* Data lines *
# # # # # # #
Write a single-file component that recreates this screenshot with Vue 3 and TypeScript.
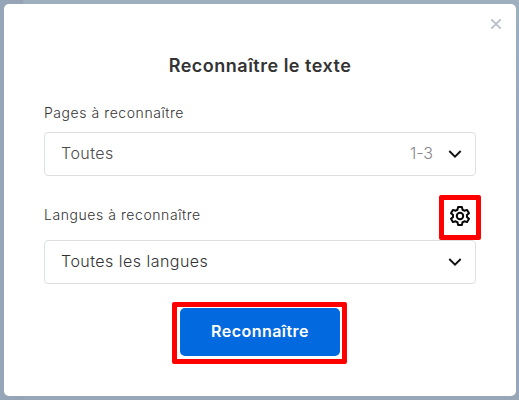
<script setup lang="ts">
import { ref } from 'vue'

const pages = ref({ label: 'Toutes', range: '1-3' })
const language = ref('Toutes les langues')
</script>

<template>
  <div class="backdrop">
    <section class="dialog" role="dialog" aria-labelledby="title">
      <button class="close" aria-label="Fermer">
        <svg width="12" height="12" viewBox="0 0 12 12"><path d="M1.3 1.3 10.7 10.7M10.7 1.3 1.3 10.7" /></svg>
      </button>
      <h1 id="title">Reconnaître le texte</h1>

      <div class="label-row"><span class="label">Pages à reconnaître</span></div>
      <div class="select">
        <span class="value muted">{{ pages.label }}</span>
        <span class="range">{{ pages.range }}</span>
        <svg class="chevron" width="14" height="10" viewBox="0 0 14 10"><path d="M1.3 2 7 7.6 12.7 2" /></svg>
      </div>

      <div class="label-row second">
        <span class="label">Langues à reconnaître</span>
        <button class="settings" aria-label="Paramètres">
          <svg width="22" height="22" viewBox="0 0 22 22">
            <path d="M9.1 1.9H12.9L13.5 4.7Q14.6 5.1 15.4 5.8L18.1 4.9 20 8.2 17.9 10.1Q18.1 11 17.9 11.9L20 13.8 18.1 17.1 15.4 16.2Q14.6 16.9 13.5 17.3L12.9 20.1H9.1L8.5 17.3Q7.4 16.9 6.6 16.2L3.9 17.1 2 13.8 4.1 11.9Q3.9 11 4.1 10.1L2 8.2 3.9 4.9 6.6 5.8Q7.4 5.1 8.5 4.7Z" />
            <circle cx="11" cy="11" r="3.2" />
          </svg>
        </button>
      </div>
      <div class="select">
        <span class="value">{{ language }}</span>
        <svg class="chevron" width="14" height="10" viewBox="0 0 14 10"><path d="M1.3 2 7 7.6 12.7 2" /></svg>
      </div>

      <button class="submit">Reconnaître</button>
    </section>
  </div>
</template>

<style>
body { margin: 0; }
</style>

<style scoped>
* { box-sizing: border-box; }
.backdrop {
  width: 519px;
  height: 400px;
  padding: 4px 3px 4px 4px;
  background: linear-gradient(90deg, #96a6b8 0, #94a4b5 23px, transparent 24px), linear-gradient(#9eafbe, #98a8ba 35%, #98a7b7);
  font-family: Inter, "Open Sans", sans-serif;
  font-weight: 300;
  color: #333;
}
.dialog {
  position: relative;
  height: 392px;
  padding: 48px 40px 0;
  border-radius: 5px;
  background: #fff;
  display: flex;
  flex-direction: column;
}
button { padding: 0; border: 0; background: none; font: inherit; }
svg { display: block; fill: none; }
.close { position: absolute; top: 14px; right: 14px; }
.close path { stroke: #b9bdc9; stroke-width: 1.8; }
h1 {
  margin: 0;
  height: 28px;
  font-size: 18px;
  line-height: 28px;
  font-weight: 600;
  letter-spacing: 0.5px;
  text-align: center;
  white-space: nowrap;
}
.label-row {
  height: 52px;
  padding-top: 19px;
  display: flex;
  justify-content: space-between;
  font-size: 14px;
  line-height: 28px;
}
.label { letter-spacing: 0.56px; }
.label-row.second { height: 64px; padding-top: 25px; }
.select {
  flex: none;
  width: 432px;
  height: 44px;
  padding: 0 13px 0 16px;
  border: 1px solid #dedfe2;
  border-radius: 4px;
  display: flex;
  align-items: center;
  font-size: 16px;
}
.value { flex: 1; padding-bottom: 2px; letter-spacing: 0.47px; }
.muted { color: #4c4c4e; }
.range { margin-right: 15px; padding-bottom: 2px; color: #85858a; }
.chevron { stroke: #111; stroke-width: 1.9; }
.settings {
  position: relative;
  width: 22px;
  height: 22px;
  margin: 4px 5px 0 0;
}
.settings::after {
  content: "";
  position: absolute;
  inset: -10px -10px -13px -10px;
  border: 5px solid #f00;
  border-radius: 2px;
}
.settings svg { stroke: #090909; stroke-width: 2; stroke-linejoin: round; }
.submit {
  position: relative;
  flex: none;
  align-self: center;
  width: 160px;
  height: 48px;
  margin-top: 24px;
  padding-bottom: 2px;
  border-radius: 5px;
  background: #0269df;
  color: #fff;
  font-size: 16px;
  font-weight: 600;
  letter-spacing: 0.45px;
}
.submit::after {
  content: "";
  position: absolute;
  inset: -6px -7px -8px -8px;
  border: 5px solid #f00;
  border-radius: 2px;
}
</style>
# # # # # # #
* Stated problem *
Strip out the pictures and quote the remaining data word for word.

* Answer in full *
Write a single-file component that recreates this screenshot with Vue 3 and TypeScript.
<script setup lang="ts">
import { ref } from 'vue'

const pages = ref({ label: 'Toutes', range: '1-3' })
const language = ref('Toutes les langues')
</script>

<template>
  <div class="backdrop">
    <section class="dialog" role="dialog" aria-labelledby="title">
      <button class="close" aria-label="Fermer">
        <svg width="12" height="12" viewBox="0 0 12 12"><path d="M1.3 1.3 10.7 10.7M10.7 1.3 1.3 10.7" /></svg>
      </button>
      <h1 id="title">Reconnaître le texte</h1>

      <div class="label-row"><span class="label">Pages à reconnaître</span></div>
      <div class="select">
        <span class="value muted">{{ pages.label }}</span>
        <span class="range">{{ pages.range }}</span>
        <svg class="chevron" width="14" height="10" viewBox="0 0 14 10"><path d="M1.3 2 7 7.6 12.7 2" /></svg>
      </div>

      <div class="label-row second">
        <span class="label">Langues à reconnaître</span>
        <button class="settings" aria-label="Paramètres">
          <svg width="22" height="22" viewBox="0 0 22 22">
            <path d="M9.1 1.9H12.9L13.5 4.7Q14.6 5.1 15.4 5.8L18.1 4.9 20 8.2 17.9 10.1Q18.1 11 17.9 11.9L20 13.8 18.1 17.1 15.4 16.2Q14.6 16.9 13.5 17.3L12.9 20.1H9.1L8.5 17.3Q7.4 16.9 6.6 16.2L3.9 17.1 2 13.8 4.1 11.9Q3.9 11 4.1 10.1L2 8.2 3.9 4.9 6.6 5.8Q7.4 5.1 8.5 4.7Z" />
            <circle cx="11" cy="11" r="3.2" />
          </svg>
        </button>
      </div>
      <div class="select">
        <span class="value">{{ language }}</span>
        <svg class="chevron" width="14" height="10" viewBox="0 0 14 10"><path d="M1.3 2 7 7.6 12.7 2" /></svg>
      </div>

      <button class="submit">Reconnaître</button>
    </section>
  </div>
</template>

<style>
body { margin: 0; }
</style>

<style scoped>
* { box-sizing: border-box; }
.backdrop {
  width: 519px;
  height: 400px;
  padding: 4px 3px 4px 4px;
  background: linear-gradient(90deg, #96a6b8 0, #94a4b5 23px, transparent 24px), linear-gradient(#9eafbe, #98a8ba 35%, #98a7b7);
  font-family: Inter, "Open Sans", sans-serif;
  font-weight: 300;
  color: #333;
}
.dialog {
  position: relative;
  height: 392px;
  padding: 48px 40px 0;
  border-radius: 5px;
  background: #fff;
  display: flex;
  flex-direction: column;
}
button { padding: 0; border: 0; background: none; font: inherit; }
svg { display: block; fill: none; }
.close { position: absolute; top: 14px; right: 14px; }
.close path { stroke: #b9bdc9; stroke-width: 1.8; }
h1 {
  margin: 0;
  height: 28px;
  font-size: 18px;
  line-height: 28px;
  font-weight: 600;
  letter-spacing: 0.5px;
  text-align: center;
  white-space: nowrap;
}
.label-row {
  height: 52px;
  padding-top: 19px;
  display: flex;
  justify-content: space-between;
  font-size: 14px;
  line-height: 28px;
}
.label { letter-spacing: 0.56px; }
.label-row.second { height: 64px; padding-top: 25px; }
.select {
  flex: none;
  width: 432px;
  height: 44px;
  padding: 0 13px 0 16px;
  border: 1px solid #dedfe2;
  border-radius: 4px;
  display: flex;
  align-items: center;
  font-size: 16px;
}
.value { flex: 1; padding-bottom: 2px; letter-spacing: 0.47px; }
.muted { color: #4c4c4e; }
.range { margin-right: 15px; padding-bottom: 2px; color: #85858a; }
.chevron { stroke: #111; stroke-width: 1.9; }
.settings {
  position: relative;
  width: 22px;
  height: 22px;
  margin: 4px 5px 0 0;
}
.settings::after {
  content: "";
  position: absolute;
  inset: -10px -10px -13px -10px;
  border: 5px solid #f00;
  border-radius: 2px;
}
.settings svg { stroke: #090909; stroke-width: 2; stroke-linejoin: round; }
.submit {
  position: relative;
  flex: none;
  align-self: center;
  width: 160px;
  height: 48px;
  margin-top: 24px;
  padding-bottom: 2px;
  border-radius: 5px;
  background: #0269df;
  color: #fff;
  font-size: 16px;
  font-weight: 600;
  letter-spacing: 0.45px;
}
.submit::after {
  content: "";
  position: absolute;
  inset: -6px -7px -8px -8px;
  border: 5px solid #f00;
  border-radius: 2px;
}
</style>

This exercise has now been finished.